*Exercise goal*: From the listing below, pull each line that includes "React".

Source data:
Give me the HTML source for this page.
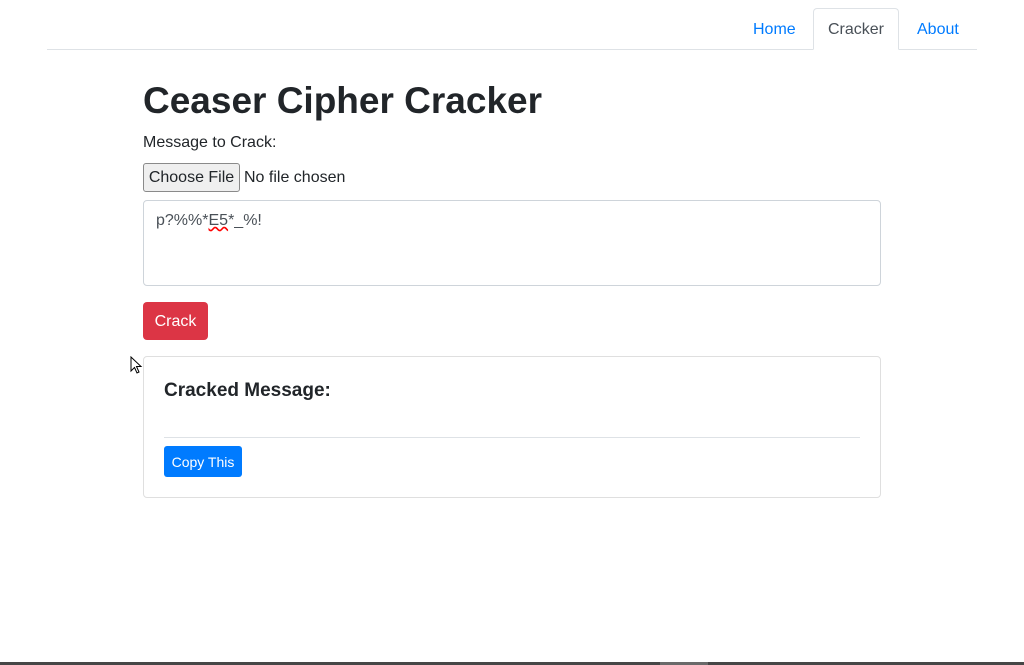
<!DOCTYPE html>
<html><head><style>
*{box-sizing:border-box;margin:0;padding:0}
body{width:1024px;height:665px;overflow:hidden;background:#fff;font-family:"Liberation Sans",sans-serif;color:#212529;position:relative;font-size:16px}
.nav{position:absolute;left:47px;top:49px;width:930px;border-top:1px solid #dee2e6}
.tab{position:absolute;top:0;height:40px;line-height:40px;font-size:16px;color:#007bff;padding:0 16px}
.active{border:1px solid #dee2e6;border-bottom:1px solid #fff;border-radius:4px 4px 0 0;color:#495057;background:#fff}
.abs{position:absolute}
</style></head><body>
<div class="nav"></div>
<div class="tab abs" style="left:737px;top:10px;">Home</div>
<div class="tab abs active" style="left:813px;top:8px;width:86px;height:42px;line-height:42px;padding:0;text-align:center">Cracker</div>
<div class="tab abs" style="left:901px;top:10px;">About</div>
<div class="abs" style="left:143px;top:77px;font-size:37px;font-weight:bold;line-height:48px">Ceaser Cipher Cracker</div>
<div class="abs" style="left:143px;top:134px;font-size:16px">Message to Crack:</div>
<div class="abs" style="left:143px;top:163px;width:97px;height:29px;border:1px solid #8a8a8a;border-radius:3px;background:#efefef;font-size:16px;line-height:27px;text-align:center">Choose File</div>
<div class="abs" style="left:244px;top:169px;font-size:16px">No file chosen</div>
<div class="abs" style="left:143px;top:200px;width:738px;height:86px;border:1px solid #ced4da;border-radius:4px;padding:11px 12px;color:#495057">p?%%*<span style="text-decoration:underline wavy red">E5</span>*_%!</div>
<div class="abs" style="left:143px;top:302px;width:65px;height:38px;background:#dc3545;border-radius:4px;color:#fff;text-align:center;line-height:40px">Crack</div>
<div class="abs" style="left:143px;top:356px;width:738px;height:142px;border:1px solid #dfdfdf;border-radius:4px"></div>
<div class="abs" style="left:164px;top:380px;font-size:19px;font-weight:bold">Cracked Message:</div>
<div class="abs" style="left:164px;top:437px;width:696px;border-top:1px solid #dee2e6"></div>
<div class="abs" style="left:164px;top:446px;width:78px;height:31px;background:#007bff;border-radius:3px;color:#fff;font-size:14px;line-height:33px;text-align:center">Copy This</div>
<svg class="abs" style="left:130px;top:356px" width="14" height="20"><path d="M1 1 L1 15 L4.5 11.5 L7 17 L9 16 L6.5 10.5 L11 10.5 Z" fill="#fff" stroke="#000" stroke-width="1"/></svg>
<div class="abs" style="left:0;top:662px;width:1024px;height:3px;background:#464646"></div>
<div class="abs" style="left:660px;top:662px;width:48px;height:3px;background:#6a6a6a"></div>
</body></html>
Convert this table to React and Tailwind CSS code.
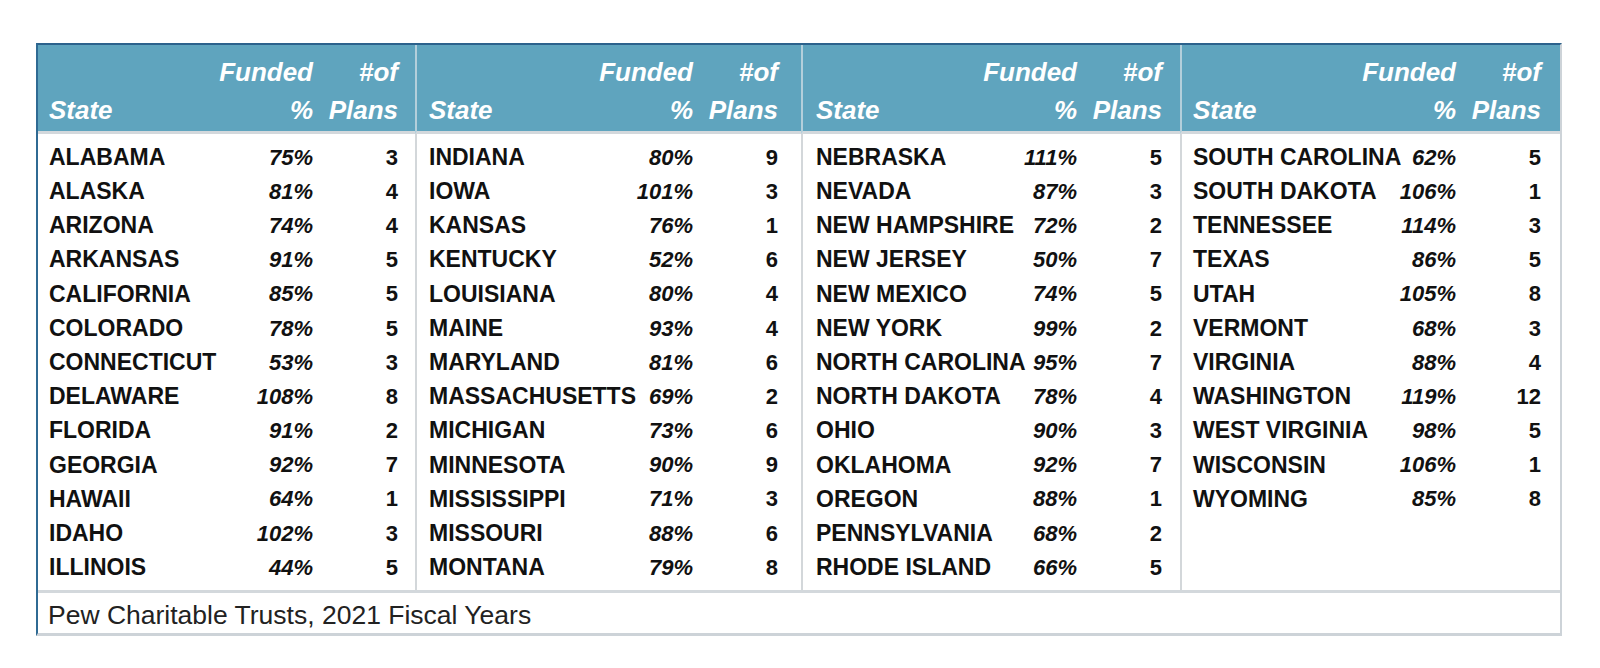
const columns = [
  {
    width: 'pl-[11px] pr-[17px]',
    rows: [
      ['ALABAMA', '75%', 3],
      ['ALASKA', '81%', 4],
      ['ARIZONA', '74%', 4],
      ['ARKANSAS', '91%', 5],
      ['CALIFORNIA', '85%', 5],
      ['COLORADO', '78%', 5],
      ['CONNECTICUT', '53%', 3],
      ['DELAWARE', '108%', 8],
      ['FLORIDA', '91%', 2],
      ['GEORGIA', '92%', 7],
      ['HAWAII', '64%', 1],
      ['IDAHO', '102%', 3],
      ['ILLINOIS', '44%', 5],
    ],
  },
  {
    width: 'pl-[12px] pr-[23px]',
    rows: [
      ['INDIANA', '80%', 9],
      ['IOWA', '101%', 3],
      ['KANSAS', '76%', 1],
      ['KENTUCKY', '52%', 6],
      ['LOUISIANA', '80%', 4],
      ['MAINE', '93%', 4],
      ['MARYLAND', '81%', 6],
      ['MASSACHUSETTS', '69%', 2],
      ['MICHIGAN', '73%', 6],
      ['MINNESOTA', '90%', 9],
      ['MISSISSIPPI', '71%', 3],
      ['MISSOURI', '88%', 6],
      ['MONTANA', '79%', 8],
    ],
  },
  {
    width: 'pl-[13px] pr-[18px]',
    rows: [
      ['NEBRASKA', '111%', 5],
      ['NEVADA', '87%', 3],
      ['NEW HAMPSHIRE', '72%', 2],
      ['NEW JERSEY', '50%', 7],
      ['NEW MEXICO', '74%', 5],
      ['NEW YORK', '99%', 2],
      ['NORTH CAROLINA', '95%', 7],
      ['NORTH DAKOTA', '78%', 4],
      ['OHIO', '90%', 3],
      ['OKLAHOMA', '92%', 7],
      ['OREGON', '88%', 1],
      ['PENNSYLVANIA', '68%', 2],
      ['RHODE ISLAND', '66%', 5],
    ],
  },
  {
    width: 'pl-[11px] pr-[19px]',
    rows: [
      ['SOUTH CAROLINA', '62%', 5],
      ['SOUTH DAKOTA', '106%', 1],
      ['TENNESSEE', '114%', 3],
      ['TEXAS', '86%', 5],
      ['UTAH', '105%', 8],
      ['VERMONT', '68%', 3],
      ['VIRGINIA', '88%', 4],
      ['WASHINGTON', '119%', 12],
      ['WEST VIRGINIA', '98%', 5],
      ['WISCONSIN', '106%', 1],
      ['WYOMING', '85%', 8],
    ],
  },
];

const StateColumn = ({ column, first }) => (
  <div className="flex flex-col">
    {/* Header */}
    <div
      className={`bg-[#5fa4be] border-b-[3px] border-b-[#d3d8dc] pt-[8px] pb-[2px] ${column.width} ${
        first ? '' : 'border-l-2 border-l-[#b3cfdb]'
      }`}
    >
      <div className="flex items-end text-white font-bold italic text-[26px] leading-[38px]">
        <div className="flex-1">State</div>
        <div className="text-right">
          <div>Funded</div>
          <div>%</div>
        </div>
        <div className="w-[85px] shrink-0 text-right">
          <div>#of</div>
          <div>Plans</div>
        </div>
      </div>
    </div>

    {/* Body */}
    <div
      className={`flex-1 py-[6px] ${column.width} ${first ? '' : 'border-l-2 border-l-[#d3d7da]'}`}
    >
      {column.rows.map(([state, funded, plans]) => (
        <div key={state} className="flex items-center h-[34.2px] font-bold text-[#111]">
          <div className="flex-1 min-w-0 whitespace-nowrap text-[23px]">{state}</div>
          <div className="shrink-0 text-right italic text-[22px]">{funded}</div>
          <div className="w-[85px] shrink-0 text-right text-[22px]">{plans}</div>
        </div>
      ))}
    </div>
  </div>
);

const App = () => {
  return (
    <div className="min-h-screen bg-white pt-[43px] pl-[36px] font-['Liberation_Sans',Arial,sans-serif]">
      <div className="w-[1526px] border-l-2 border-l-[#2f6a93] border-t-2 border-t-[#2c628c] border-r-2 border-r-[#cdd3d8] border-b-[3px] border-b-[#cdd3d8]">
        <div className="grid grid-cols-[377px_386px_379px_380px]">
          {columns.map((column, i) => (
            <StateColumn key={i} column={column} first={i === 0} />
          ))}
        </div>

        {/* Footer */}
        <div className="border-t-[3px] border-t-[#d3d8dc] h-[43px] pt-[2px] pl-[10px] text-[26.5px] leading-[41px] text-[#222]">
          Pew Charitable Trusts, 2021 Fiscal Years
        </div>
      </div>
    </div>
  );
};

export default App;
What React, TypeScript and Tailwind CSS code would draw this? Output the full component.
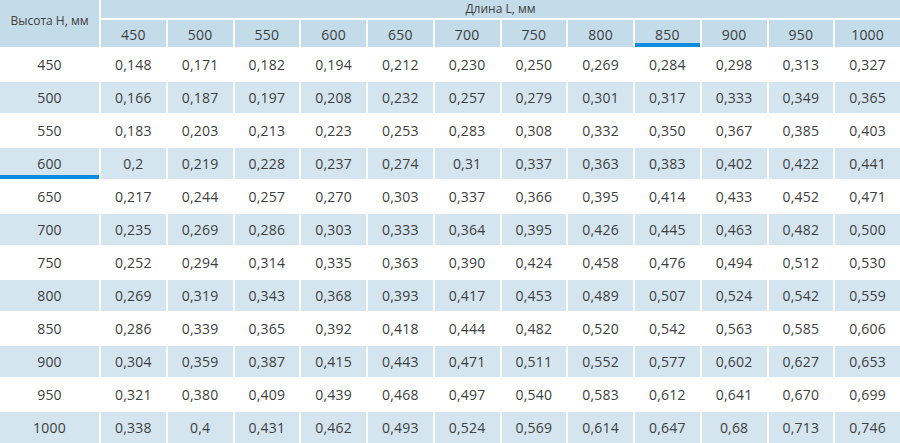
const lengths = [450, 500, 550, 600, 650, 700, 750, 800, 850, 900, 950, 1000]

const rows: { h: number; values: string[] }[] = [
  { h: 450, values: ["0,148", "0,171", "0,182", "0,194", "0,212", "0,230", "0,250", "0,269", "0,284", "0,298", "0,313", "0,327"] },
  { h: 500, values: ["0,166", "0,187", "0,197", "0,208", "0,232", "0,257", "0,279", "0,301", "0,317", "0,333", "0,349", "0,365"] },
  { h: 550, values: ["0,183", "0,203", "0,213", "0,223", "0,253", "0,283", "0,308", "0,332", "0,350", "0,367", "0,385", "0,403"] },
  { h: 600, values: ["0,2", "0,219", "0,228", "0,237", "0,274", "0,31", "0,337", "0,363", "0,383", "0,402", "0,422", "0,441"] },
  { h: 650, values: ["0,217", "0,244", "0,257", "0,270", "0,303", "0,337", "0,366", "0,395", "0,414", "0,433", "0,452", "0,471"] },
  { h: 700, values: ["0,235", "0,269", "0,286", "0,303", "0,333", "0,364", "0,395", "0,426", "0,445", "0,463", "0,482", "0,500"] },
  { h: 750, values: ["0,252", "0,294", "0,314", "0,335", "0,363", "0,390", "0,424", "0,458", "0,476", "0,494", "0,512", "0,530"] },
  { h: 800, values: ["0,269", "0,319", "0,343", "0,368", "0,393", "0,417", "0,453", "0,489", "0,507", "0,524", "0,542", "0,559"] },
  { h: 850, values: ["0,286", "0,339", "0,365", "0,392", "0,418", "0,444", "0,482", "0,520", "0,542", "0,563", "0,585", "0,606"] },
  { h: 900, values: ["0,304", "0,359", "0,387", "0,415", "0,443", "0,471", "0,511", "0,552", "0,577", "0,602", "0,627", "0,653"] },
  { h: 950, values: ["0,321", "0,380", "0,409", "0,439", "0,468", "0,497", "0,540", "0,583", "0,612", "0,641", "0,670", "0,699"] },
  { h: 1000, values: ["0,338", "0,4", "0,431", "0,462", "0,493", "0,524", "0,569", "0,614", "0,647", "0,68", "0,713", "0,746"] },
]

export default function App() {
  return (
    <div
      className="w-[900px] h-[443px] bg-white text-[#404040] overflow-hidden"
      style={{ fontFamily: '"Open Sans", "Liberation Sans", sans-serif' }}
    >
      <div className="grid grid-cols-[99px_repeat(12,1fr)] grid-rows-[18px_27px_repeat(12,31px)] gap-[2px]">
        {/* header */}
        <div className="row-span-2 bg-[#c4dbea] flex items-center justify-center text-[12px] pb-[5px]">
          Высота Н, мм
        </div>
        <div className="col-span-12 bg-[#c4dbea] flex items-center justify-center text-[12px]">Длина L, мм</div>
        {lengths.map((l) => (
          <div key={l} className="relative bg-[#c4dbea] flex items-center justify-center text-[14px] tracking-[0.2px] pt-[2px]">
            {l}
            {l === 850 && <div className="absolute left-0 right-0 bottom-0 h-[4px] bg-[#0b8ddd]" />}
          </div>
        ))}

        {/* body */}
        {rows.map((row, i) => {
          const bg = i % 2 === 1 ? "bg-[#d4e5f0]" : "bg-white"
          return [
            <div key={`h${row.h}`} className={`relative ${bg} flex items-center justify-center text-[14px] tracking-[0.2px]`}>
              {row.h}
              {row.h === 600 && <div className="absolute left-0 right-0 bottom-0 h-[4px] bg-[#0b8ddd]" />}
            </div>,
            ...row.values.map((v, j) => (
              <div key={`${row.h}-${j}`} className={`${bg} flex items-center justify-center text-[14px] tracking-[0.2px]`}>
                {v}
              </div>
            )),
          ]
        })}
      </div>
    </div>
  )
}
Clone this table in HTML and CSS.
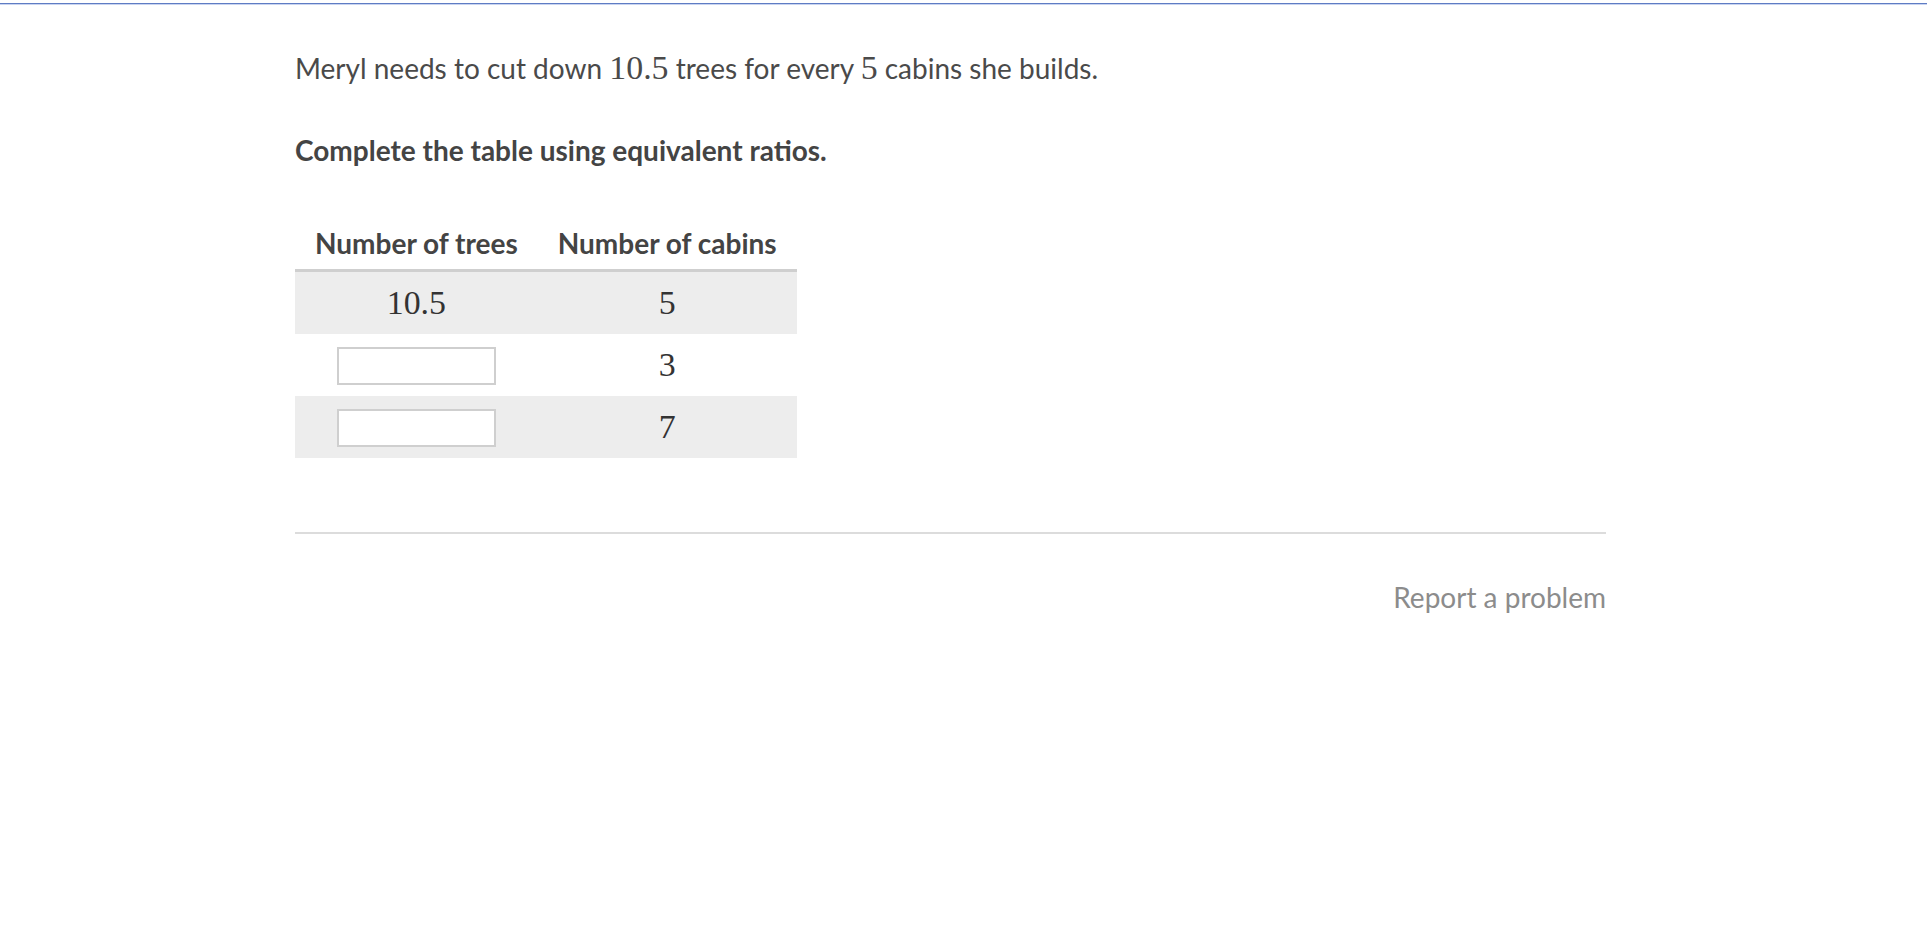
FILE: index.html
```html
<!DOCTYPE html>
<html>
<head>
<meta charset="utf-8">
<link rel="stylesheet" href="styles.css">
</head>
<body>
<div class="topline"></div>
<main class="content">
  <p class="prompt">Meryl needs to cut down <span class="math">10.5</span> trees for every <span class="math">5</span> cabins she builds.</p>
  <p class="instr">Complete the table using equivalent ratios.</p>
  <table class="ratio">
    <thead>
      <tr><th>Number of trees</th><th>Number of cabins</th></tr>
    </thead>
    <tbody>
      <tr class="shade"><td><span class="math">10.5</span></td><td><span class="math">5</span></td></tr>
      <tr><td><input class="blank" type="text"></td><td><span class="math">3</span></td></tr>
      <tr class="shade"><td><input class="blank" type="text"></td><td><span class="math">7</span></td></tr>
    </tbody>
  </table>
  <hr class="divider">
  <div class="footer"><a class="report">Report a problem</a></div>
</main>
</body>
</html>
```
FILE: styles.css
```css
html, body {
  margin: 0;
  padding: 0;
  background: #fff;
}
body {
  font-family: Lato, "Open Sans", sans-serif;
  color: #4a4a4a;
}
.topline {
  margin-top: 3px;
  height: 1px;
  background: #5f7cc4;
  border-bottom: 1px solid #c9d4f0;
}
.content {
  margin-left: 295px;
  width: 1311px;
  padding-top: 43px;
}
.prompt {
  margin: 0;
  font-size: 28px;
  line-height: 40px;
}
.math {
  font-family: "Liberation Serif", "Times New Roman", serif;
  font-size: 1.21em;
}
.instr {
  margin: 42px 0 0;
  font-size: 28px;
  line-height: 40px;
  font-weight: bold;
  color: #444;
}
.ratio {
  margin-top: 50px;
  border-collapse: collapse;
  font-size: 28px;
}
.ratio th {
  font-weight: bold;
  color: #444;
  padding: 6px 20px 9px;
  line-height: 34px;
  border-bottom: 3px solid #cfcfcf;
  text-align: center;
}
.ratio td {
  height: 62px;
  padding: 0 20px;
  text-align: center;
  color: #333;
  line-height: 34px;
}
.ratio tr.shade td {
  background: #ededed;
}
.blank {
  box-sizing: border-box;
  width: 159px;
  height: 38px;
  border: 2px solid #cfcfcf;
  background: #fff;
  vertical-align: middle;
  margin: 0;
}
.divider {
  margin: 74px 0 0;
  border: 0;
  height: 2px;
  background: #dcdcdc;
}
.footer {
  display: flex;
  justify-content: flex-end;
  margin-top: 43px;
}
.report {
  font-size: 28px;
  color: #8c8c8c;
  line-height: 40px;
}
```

*Solution*:
Convert this table to React and Tailwind CSS code.
What React, TypeScript and Tailwind CSS code would draw this? Output the full component.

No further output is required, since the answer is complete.